Réactions contrastées
S’exprimant la semaine dernière lors d’une réunion du Comité de haut niveau de l’Union africaine sur la Libye, à Addis-Abeba, le secrétaire général de l’ONU António Guterres a souligné que l’ingérence extérieure avait alimenté le conflit en Libye. Il a salué la création de ce comité de coordination comme « une étape importante vers plus de stabilité et de paix en Libye et dans la région au sens large », tout en soulignant qu’il n’y a « pas d’alternative aux élections » sur le plan politique.

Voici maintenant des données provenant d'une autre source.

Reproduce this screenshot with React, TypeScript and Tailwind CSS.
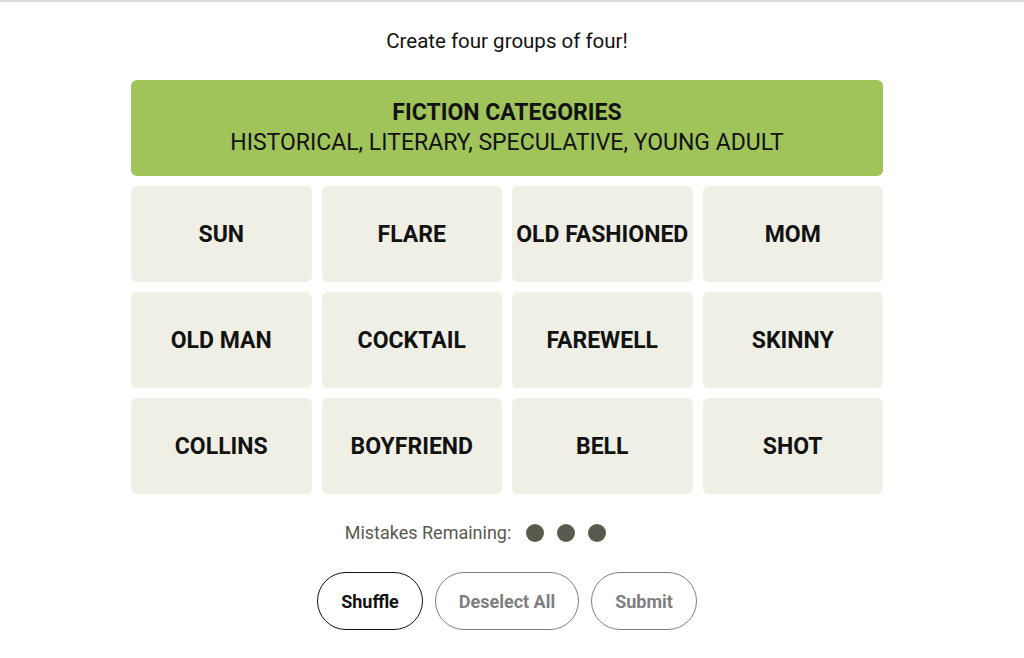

La Libye est aux prises avec de multiples crises depuis le renversement par les Occidentaux de Mouammar Kadhafi il y a plus d’une décennie. L’ONU s’emploie depuis à soutenir une résolution pacifique de la crise, mais sans y parvenir. En décembre 2021, la Libye a reporté puis annulé des élections présidentielles et parlementaires cruciales, suscitant la déception à l’intérieur et à l’extérieur des frontières du pays. Cette annulation est essentiellement due à l’incapacité des deux principaux camps rivaux qui se disputent le pouvoir à s’entendre sur les moutures finales des différents textes juridiques qui doivent permettre l’organisation d’élections.
À noter que Washington a organisé jeudi dernier une réunion du groupe de contact pour la Libye en présence de l’émissaire onusien. Des représentants de l’Égypte, de la France, de l’Allemagne, de l’Italie, du Qatar, des Émirats et de la Turquie étaient présents. Le secrétaire d’État américain, Antony Blinken, avait alors estimé qu’il est important d’organiser le scrutin le plus tôt possible. L’Égypte s’est quant à elle montrée réticente à l’initiative de M. Bathily. Son représentant à l’ONU a estimé que toute proposition doit passer par le Parlement et le Conseil suprême de l’État libyen. Quant à la Russie, elle a mis en garde contre toute précipitation à organiser les élections. Ces réactions contrastées ont pour effet de fragiliser la position du représentant spécial de l’ONU. Dès lors, il n’y a pas à s’étonner si sa proposition tombe très vite à l’eau.